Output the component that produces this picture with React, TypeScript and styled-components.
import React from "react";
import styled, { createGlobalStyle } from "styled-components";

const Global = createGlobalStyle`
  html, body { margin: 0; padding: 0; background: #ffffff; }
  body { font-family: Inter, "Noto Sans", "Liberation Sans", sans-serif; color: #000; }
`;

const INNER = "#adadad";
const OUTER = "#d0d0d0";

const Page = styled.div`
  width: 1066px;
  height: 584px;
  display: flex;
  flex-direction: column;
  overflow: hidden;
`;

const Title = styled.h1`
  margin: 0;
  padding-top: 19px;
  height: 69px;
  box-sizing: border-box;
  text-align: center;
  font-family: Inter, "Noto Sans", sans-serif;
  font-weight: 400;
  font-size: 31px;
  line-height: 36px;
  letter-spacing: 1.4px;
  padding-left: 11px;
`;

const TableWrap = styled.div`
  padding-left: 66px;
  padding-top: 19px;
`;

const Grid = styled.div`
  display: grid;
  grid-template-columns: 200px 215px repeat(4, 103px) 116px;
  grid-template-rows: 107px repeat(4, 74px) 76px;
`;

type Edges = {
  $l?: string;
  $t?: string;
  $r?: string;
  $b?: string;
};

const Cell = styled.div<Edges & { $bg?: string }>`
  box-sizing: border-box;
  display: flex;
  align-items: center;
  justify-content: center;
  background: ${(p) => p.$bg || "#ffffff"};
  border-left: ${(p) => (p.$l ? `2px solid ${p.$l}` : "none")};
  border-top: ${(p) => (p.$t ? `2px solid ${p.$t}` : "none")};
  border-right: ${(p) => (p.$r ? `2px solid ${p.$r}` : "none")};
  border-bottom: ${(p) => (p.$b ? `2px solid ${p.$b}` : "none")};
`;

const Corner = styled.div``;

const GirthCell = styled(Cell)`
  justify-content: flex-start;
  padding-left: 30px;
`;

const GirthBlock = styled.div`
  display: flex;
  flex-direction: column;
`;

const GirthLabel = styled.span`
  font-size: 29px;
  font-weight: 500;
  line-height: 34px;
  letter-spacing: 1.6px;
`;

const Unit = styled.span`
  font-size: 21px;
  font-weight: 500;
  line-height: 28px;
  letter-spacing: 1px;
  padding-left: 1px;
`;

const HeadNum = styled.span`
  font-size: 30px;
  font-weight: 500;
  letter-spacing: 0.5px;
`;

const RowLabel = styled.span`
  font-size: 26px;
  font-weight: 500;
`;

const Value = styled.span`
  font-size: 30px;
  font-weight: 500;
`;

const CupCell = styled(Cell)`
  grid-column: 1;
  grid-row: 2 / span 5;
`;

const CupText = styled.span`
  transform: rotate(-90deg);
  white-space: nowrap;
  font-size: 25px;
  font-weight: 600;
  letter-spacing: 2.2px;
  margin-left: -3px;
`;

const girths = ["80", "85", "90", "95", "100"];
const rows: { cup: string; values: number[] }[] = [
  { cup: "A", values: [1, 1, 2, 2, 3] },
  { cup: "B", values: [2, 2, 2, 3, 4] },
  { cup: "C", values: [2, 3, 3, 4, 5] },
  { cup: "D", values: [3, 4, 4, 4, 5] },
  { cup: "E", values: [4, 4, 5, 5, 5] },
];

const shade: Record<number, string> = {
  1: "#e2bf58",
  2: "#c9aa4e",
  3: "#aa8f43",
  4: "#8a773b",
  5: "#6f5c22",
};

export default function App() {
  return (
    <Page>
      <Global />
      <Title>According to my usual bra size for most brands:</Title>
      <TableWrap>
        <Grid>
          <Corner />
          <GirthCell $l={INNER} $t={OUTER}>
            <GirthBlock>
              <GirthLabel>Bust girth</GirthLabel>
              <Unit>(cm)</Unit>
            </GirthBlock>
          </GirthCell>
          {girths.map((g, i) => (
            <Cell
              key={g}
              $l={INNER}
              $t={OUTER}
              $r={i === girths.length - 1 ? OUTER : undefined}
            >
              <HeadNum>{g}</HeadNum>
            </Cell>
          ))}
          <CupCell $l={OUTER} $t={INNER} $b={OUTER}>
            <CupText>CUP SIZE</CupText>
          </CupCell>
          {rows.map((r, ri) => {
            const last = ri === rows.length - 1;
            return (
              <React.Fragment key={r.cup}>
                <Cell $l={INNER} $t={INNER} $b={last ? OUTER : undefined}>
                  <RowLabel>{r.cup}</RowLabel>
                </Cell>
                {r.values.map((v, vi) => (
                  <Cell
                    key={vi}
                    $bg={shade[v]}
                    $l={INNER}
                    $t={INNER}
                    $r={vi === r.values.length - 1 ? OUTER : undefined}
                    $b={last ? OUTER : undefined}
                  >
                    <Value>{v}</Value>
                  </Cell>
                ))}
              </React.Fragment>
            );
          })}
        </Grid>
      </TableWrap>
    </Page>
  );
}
- - - - - - -
Your task is to repeat the data exactly; please include every line.

[Exercise solution]
Output the component that produces this picture with React, TypeScript and styled-components.
import React from "react";
import styled, { createGlobalStyle } from "styled-components";

const Global = createGlobalStyle`
  html, body { margin: 0; padding: 0; background: #ffffff; }
  body { font-family: Inter, "Noto Sans", "Liberation Sans", sans-serif; color: #000; }
`;

const INNER = "#adadad";
const OUTER = "#d0d0d0";

const Page = styled.div`
  width: 1066px;
  height: 584px;
  display: flex;
  flex-direction: column;
  overflow: hidden;
`;

const Title = styled.h1`
  margin: 0;
  padding-top: 19px;
  height: 69px;
  box-sizing: border-box;
  text-align: center;
  font-family: Inter, "Noto Sans", sans-serif;
  font-weight: 400;
  font-size: 31px;
  line-height: 36px;
  letter-spacing: 1.4px;
  padding-left: 11px;
`;

const TableWrap = styled.div`
  padding-left: 66px;
  padding-top: 19px;
`;

const Grid = styled.div`
  display: grid;
  grid-template-columns: 200px 215px repeat(4, 103px) 116px;
  grid-template-rows: 107px repeat(4, 74px) 76px;
`;

type Edges = {
  $l?: string;
  $t?: string;
  $r?: string;
  $b?: string;
};

const Cell = styled.div<Edges & { $bg?: string }>`
  box-sizing: border-box;
  display: flex;
  align-items: center;
  justify-content: center;
  background: ${(p) => p.$bg || "#ffffff"};
  border-left: ${(p) => (p.$l ? `2px solid ${p.$l}` : "none")};
  border-top: ${(p) => (p.$t ? `2px solid ${p.$t}` : "none")};
  border-right: ${(p) => (p.$r ? `2px solid ${p.$r}` : "none")};
  border-bottom: ${(p) => (p.$b ? `2px solid ${p.$b}` : "none")};
`;

const Corner = styled.div``;

const GirthCell = styled(Cell)`
  justify-content: flex-start;
  padding-left: 30px;
`;

const GirthBlock = styled.div`
  display: flex;
  flex-direction: column;
`;

const GirthLabel = styled.span`
  font-size: 29px;
  font-weight: 500;
  line-height: 34px;
  letter-spacing: 1.6px;
`;

const Unit = styled.span`
  font-size: 21px;
  font-weight: 500;
  line-height: 28px;
  letter-spacing: 1px;
  padding-left: 1px;
`;

const HeadNum = styled.span`
  font-size: 30px;
  font-weight: 500;
  letter-spacing: 0.5px;
`;

const RowLabel = styled.span`
  font-size: 26px;
  font-weight: 500;
`;

const Value = styled.span`
  font-size: 30px;
  font-weight: 500;
`;

const CupCell = styled(Cell)`
  grid-column: 1;
  grid-row: 2 / span 5;
`;

const CupText = styled.span`
  transform: rotate(-90deg);
  white-space: nowrap;
  font-size: 25px;
  font-weight: 600;
  letter-spacing: 2.2px;
  margin-left: -3px;
`;

const girths = ["80", "85", "90", "95", "100"];
const rows: { cup: string; values: number[] }[] = [
  { cup: "A", values: [1, 1, 2, 2, 3] },
  { cup: "B", values: [2, 2, 2, 3, 4] },
  { cup: "C", values: [2, 3, 3, 4, 5] },
  { cup: "D", values: [3, 4, 4, 4, 5] },
  { cup: "E", values: [4, 4, 5, 5, 5] },
];

const shade: Record<number, string> = {
  1: "#e2bf58",
  2: "#c9aa4e",
  3: "#aa8f43",
  4: "#8a773b",
  5: "#6f5c22",
};

export default function App() {
  return (
    <Page>
      <Global />
      <Title>According to my usual bra size for most brands:</Title>
      <TableWrap>
        <Grid>
          <Corner />
          <GirthCell $l={INNER} $t={OUTER}>
            <GirthBlock>
              <GirthLabel>Bust girth</GirthLabel>
              <Unit>(cm)</Unit>
            </GirthBlock>
          </GirthCell>
          {girths.map((g, i) => (
            <Cell
              key={g}
              $l={INNER}
              $t={OUTER}
              $r={i === girths.length - 1 ? OUTER : undefined}
            >
              <HeadNum>{g}</HeadNum>
            </Cell>
          ))}
          <CupCell $l={OUTER} $t={INNER} $b={OUTER}>
            <CupText>CUP SIZE</CupText>
          </CupCell>
          {rows.map((r, ri) => {
            const last = ri === rows.length - 1;
            return (
              <React.Fragment key={r.cup}>
                <Cell $l={INNER} $t={INNER} $b={last ? OUTER : undefined}>
                  <RowLabel>{r.cup}</RowLabel>
                </Cell>
                {r.values.map((v, vi) => (
                  <Cell
                    key={vi}
                    $bg={shade[v]}
                    $l={INNER}
                    $t={INNER}
                    $r={vi === r.values.length - 1 ? OUTER : undefined}
                    $b={last ? OUTER : undefined}
                  >
                    <Value>{v}</Value>
                  </Cell>
                ))}
              </React.Fragment>
            );
          })}
        </Grid>
      </TableWrap>
    </Page>
  );
}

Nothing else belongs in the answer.